Timely & Appropriate Topic: Gamification and gameful learning have been trending for some years now and continue to be discussed and researched. Empirical studies in an educational context conducted between 2012 and 2013 have demonstrated that gamification had positive learning outcomes in terms of increased motivation and engagement in the required learning tasks (Hamari, Kovisto & Sarsta, 2014).

This presentation is aligned to OLC’s mission “to advance education innovation” and the 2019 focus “Moving Mountains in Digital, Blended, and Online Learning.” As early adopters of new technologies, the presenters have explored and conducted scholarly teaching research on best practices in online teaching and learning. The latest endeavor is to pilot two online courses: an integrated studies course on the Living the Earth Charter, and a Foundations in English to Speakers of Other Languages (ESOL) course. The instructors of these courses (i.e., presenters of the session) are getting their feet wet with designing gameful experiences for their learners and are incrementally adding components (e.g., gamefully designed assignments, badges, leaderboards, levels of mastery which use Experience Points (XPs), optional tasks, XPs rather than grades, tasks that offer opportunities for students to fail and redo, etc.).
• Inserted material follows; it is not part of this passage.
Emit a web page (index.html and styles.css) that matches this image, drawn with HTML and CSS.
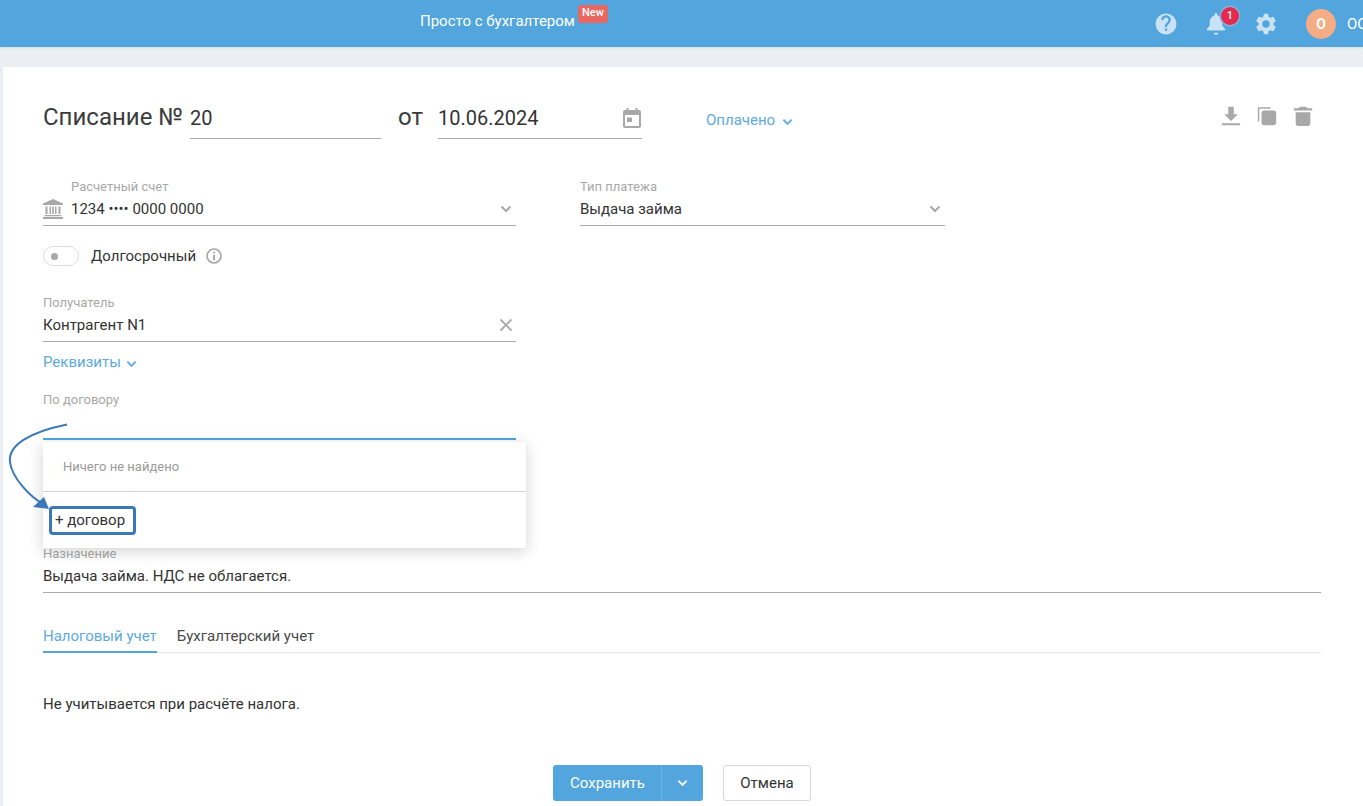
FILE: index.html
```html
<!DOCTYPE html>
<html lang="ru">
<head>
<meta charset="utf-8">
<title>Списание</title>
<link rel="stylesheet" href="styles.css">
</head>
<body>
<header class="topbar">
  <div class="promo">Просто с бухгалтером<span class="new">New</span></div>
  <div class="top-icons">
    <svg class="ti help" viewBox="0 0 24 24"><path fill="#c9e2f6" fill-rule="evenodd" d="M12 1.500a10.500 10.500 0 1 0 0 21 10.500 10.500 0 0 0 0-21zm1.200 17.300h-2.400v-2.400h2.400zm2.400-7.900l-1.050 1.100c-.85.850-1.350 1.500-1.350 3.100h-2.400v-.6c0-1.300.5-2.500 1.350-3.350l1.500-1.500c.45-.45.7-1 .7-1.650a2.400 2.400 0 0 0-4.800 0H7.200a4.800 4.800 0 0 1 9.600 0c0 1.050-.45 2.050-1.200 2.800z"/></svg>
    <div class="bell">
      <svg class="ti" viewBox="0 0 24 24"><path fill="#c9e2f6" d="M12 23c1.300 0 2.300-1 2.300-2.200H9.700C9.700 22 10.700 23 12 23zm9-4.500v-1.800l-2.700-3V9.500c0-3-2.200-5.300-4.800-6V2.500a1.500 1.500 0 0 0-3 0v1c-2.600.7-4.800 3-4.800 6v4.200L3 16.700v1.800h18z"/></svg>
      <span class="badge">1</span>
    </div>
    <svg class="ti gear" viewBox="0 0 24 24"><path fill="#c9e2f6" fill-rule="evenodd" d="M19.400 13a7.600 7.600 0 0 0 0-2l2.200-1.700a.5.5 0 0 0 .1-.65l-2.100-3.600a.5.5 0 0 0-.63-.22l-2.600 1a7.600 7.600 0 0 0-1.750-1l-.4-2.750A.5.500 0 0 0 13.700 1.700H10.300a.5.500 0 0 0-.5.420l-.4 2.750a7.600 7.600 0 0 0-1.750 1l-2.600-1a.5.500 0 0 0-.62.220l-2.100 3.600a.5.500 0 0 0 .12.650L4.600 11a7.600 7.600 0 0 0 0 2l-2.200 1.700a.5.500 0 0 0-.12.650l2.100 3.600c.13.220.39.300.62.220l2.600-1c.54.410 1.120.750 1.750 1l.4 2.750c.4.240.25.420.5.420h3.400c.25 0 .46-.18.5-.42l.4-2.750a7.600 7.600 0 0 0 1.750-1l2.600 1c.23.080.5 0 .63-.22l2.100-3.600a.5.500 0 0 0-.12-.65zM12 15.700a3.700 3.700 0 1 1 0-7.400 3.700 3.700 0 0 1 0 7.400z"/></svg>
    <div class="avatar">O</div>
    <div class="user">ООО</div>
  </div>
</header>

<main class="card">
  <div class="title-row">
    <span class="title">Списание №</span>
    <div class="title-input num">20</div>
    <span class="title from">от</span>
    <div class="title-input date">10.06.2024
      <svg class="cal" viewBox="0 0 18 20"><path fill="#a8a8a8" fill-rule="evenodd" d="M3.500 0h2v2h7V0h2v2H16a2 2 0 0 1 2 2v14a2 2 0 0 1-2 2H2a2 2 0 0 1-2-2V4a2 2 0 0 1 2-2h1.500zM2 7v10.500c0 .3.200.5.5.5h13c.3 0 .5-.2.5-.5V7zM4 9.500h5V14H4z"/></svg>
    </div>
    <a class="status">Оплачено
      <svg class="chev" viewBox="0 0 12 8"><path d="M1.500 1.500L6 6l4.500-4.500" fill="none" stroke="#5eaadf" stroke-width="2"/></svg>
    </a>
    <div class="actions">
      <svg class="act" viewBox="0 0 24 24"><path fill="#a8a8a8" d="M9 2h6v8h4.500L12 17.500 4.500 10H9zM2 20h20v2H2z"/></svg>
      <svg class="act" viewBox="0 0 24 24"><path fill="#a8a8a8" d="M2 2.500h14v1.600H3.600V18H2zM9 6h10a3 3 0 0 1 3 3v10a3 3 0 0 1-3 3H9a3 3 0 0 1-3-3V9a3 3 0 0 1 3-3z"/></svg>
      <svg class="act" viewBox="0 0 24 24"><path fill="#a8a8a8" d="M8.500 2h7L17 3.500h5V6H2V3.500h5zM4 8h16v12a3 3 0 0 1-3 3H7a3 3 0 0 1-3-3z"/></svg>
    </div>
  </div>

  <div class="field-row">
    <div class="field narrow">
      <div class="label indent">Расчетный счет</div>
      <div class="value">
        <svg class="bank" viewBox="0 0 20 20"><path fill="#a8a8a8" d="M10 0l10 4.500V6H0V4.500zM2.500 7.500h2v7.500h-2zM6.500 7.500h1.500v7.500H6.500zM9.200 7.500h1.600v7.500H9.200zM12 7.500h1.500v7.500H12zM15.500 7.500h2v7.500h-2zM1.500 16h17v1.300h-17zM0 18h20v2H0z"/></svg>
        <span class="grow">1234 •••• 0000 0000</span>
        <svg class="chev-g" viewBox="0 0 12 8"><path d="M1.500 1.500L6 6l4.500-4.500" fill="none" stroke="#a8a8a8" stroke-width="2"/></svg>
      </div>
    </div>
    <div class="field type">
      <div class="label">Тип платежа</div>
      <div class="value">
        <span class="grow">Выдача займа</span>
        <svg class="chev-g" viewBox="0 0 12 8"><path d="M1.500 1.500L6 6l4.500-4.500" fill="none" stroke="#a8a8a8" stroke-width="2"/></svg>
      </div>
    </div>
  </div>

  <div class="toggle-row">
    <span class="toggle"><i></i></span>
    <span>Долгосрочный</span>
    <svg class="info" viewBox="0 0 16 16"><circle cx="8" cy="8" r="7" fill="none" stroke="#a8a8a8" stroke-width="1.700"/><path fill="#a8a8a8" d="M7 3.800h2v1.800H7zM7 7h2v5.200H7z"/></svg>
  </div>

  <div class="field narrow recipient">
    <div class="label">Получатель</div>
    <div class="value">
      <span class="grow">Контрагент N1</span>
      <svg class="clear" viewBox="0 0 14 14"><path d="M1.500 1.500l11 11M12.500 1.500l-11 11" fill="none" stroke="#a8a8a8" stroke-width="1.800"/></svg>
    </div>
  </div>

  <a class="details">Реквизиты
    <svg class="chev" viewBox="0 0 12 8"><path d="M1.500 1.500L6 6l4.500-4.500" fill="none" stroke="#5eaadf" stroke-width="2"/></svg>
  </a>

  <div class="field narrow contract">
    <div class="label">По договору</div>
    <div class="contract-input"></div>
    <div class="dropdown">
      <div class="empty">Ничего не найдено</div>
      <div class="add"><span class="add-box">+ договор</span></div>
    </div>
    <svg class="arrow" viewBox="5 420 70 95"><path d="M67 424.500C30 432 8 445 10 462c2 16 20 35 34 42.500" fill="none" stroke="#3a78b8" stroke-width="2"/><path d="M49 509L33 507 44 497z" fill="#3a78b8"/></svg>
  </div>

  <div class="field purpose">
    <div class="label">Назначение</div>
    <div class="value"><span class="grow">Выдача займа. НДС не облагается.</span></div>
  </div>

  <nav class="tabs">
    <span class="tab active">Налоговый учет</span>
    <span class="tab">Бухгалтерский учет</span>
  </nav>

  <p class="note">Не учитывается при расчёте налога.</p>

  <div class="buttons">
    <div class="save">
      <span class="save-main">Сохранить</span>
      <span class="save-more"><svg class="chev-w" viewBox="0 0 12 8"><path d="M1.500 1.500L6 6l4.500-4.500" fill="none" stroke="#fff" stroke-width="2"/></svg></span>
    </div>
    <span class="cancel">Отмена</span>
  </div>
</main>
</body>
</html>
```
FILE: styles.css
```css
* { box-sizing: border-box; }
html, body { margin: 0; height: 100%; overflow: hidden; }
body {
  background: #ebeff3;
  font-family: Roboto, "Liberation Sans", sans-serif;
  font-size: 15px;
  color: #333;
  width: 1363px;
  height: 806px;
}
.topbar {
  height: 47px;
  background: #52a5dd;
  display: flex;
  align-items: center;
  color: #fff;
  box-shadow: 0 1px 2px rgba(0,0,0,.08);
}
.promo {
  margin: 0 0 5px 420px;
  font-size: 15px;
  line-height: 18px;
  display: flex;
  position: relative;
}
.new {
  position: absolute;
  left: 158px;
  top: -7px;
  width: 30px;
  height: 18px;
  background: #e96661;
  border-radius: 3px;
  font-size: 11px;
  font-weight: 500;
  text-align: center;
  line-height: 16px;
}
.top-icons {
  margin-left: auto;
  display: flex;
  align-items: center;
}
.ti { width: 24px; height: 24px; display: block; }
.help { margin-right: 26px; }
.bell { position: relative; margin-right: 26px; }
.badge {
  position: absolute;
  left: 17px;
  top: -5px;
  width: 18px;
  height: 18px;
  border-radius: 50%;
  background: #e5294f;
  box-shadow: 0 0 0 1.500px #7fb6de;
  font-size: 11px;
  font-weight: 500;
  line-height: 18px;
  text-align: center;
  color: #fff;
}
.gear { margin-right: 28px; }
.avatar {
  width: 30px;
  height: 30px;
  border-radius: 50%;
  background: #f4ad85;
  font-weight: 700;
  font-size: 14px;
  line-height: 30px;
  text-align: center;
  color: #fff;
}
.user { margin-left: 11px; width: 16px; overflow: hidden; white-space: nowrap; font-size: 15px; }

.card {
  margin: 20px 0 0 3px;
  height: 740px;
  background: #fff;
  padding: 31px 42px 0 40px;
  position: relative;
}
.title-row { display: flex; align-items: flex-start; height: 41px; }
.title { font-size: 24px; line-height: 38px; color: #3c3c3c; }
.title-input {
  font-size: 20px;
  height: 41px;
  line-height: 40px;
  border-bottom: 1px solid #ababab;
  position: relative;
}
.num { width: 191px; margin-left: 7px; }
.from { margin-left: 17px; }
.date { width: 204px; margin-left: 15px; }
.cal { position: absolute; right: 1px; top: 10px; width: 18px; height: 20px; }
.status {
  margin-left: 64px;
  margin-top: 13px;
  font-size: 15px;
  color: #5eaadf;
  display: flex;
  align-items: center;
  gap: 7px;
  height: 18px;
}
.chev { width: 11px; height: 8px; margin-top: 3px; }
.actions { margin-left: auto; margin-right: 7px; margin-top: 7px; display: flex; gap: 14px; }
.act { width: 22px; height: 22px; display: block; }

.field-row { display: flex; gap: 64px; margin-top: 41px; }
.field { display: block; }
.narrow { width: 473px; }
.type { width: 365px; }
.label {
  font-size: 13px;
  line-height: 14px;
  color: #a8a8a8;
}
.indent { padding-left: 28px; }
.value {
  display: flex;
  align-items: center;
  height: 31px;
  padding-bottom: 3px;
  margin-top: 1px;
  border-bottom: 1px solid #ababab;
  font-size: 15px;
  color: #333;
}
.grow { flex: 1; }
.bank { width: 20px; height: 20px; margin-right: 8px; display: block; }
.chev-g { width: 12px; height: 8px; margin-right: 4px; }
.clear { width: 14px; height: 14px; margin-right: 3px; }

.toggle-row {
  display: flex;
  align-items: center;
  height: 20px;
  margin-top: 20px;
  font-size: 15px;
}
.toggle {
  width: 36px;
  height: 20px;
  border: 1px solid #dcdcdc;
  border-radius: 10px;
  margin-right: 12px;
  display: flex;
  align-items: center;
  padding-left: 7px;
}
.toggle i { width: 7px; height: 7px; border-radius: 50%; background: #a8a8a8; }
.info { width: 16px; height: 16px; margin-left: 10px; }

.recipient { margin-top: 30px; }
.details {
  display: flex;
  align-items: center;
  gap: 5px;
  margin-top: 11px;
  height: 18px;
  color: #5eaadf;
  font-size: 15px;
}

.contract { position: relative; margin-top: 22px; }
.contract-input { height: 33px; border-bottom: 2px solid #52a5dd; }
.dropdown {
  position: absolute;
  left: 0;
  top: 49px;
  width: 483px;
  height: 106px;
  background: #fff;
  box-shadow: 0 3px 14px rgba(0,0,0,.18);
  z-index: 2;
}
.empty {
  height: 50px;
  padding: 17px 0 0 20px;
  line-height: 15px;
  font-size: 13px;
  color: #9a9a9a;
  border-bottom: 1px solid #d4d4d4;
}
.add { padding: 14px 0 0 6px; }
.add-box {
  display: inline-block;
  width: 87px;
  height: 29px;
  border: 3px solid #3a78b8;
  border-radius: 4px;
  padding-left: 3px;
  line-height: 23px;
  font-size: 15px;
  color: #333;
}
.arrow {
  position: absolute;
  left: -38px;
  top: 27px;
  width: 70px;
  height: 95px;
  z-index: 3;
}
.purpose { margin-top: 107px; }
.tabs {
  display: flex;
  gap: 20px;
  margin-top: 25px;
  height: 35px;
  border-bottom: 1px solid #e6e6e6;
}
.tab { line-height: 36px; height: 35px; font-size: 15px; color: #4a4a4a; }
.tab.active { color: #5eaadf; border-bottom: 2px solid #52a5dd; }
.note { margin: 42px 0 0; line-height: 18px; font-size: 15px; color: #333; }
.buttons {
  display: flex;
  justify-content: center;
  gap: 20px;
  margin-top: 52px;
}
.save {
  display: flex;
  height: 36px;
  background: #52a5dd;
  border-radius: 3px;
  color: #fff;
  font-size: 15px;
  line-height: 36px;
  font-weight: 400;
}
.save-main { width: 109px; text-align: center; padding-left: 1px; border-right: 1px solid #6db4e4; }
.save-more { width: 41px; display: flex; align-items: center; justify-content: center; }
.chev-w { width: 11px; height: 8px; }
.cancel {
  width: 88px;
  height: 36px;
  border: 1px solid #d8d8d8;
  border-radius: 3px;
  text-align: center;
  line-height: 34px;
  font-size: 15px;
  color: #333;
}
```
Moving mountains may be an overstatement. The endeavor is more like moving hills.

Session Outcomes: By the end of each of the 10-15-minute Emerging Ideas sessions, participants visiting the presenters’ Emerging Ideas table should be able to:

  • Describe a gameful learning experience and the rationale for designing gameful online learning courses.
  • Discuss ways to gradually incorporate gameful learning elements to promote a sense of learner autonomy, belonging, and competence in online courses.
  • Discuss benefits and challenges of designing and delivering a gameful learning online experience.
  • Contribute to the discussion so that presenters and participants learn from each other.

Session Takeaways: Participants will leave the session with:

  • A list of resources in digital format that will include gameful learning pedagogy, gameful learning design, implementation, and assessment.
  • A one-page tip sheet of some DOs and DON’Ts for those who would like to wade gently into the waters of gameful learning design.
  • Access to the presenters’ 5-10-point slide deck presentation.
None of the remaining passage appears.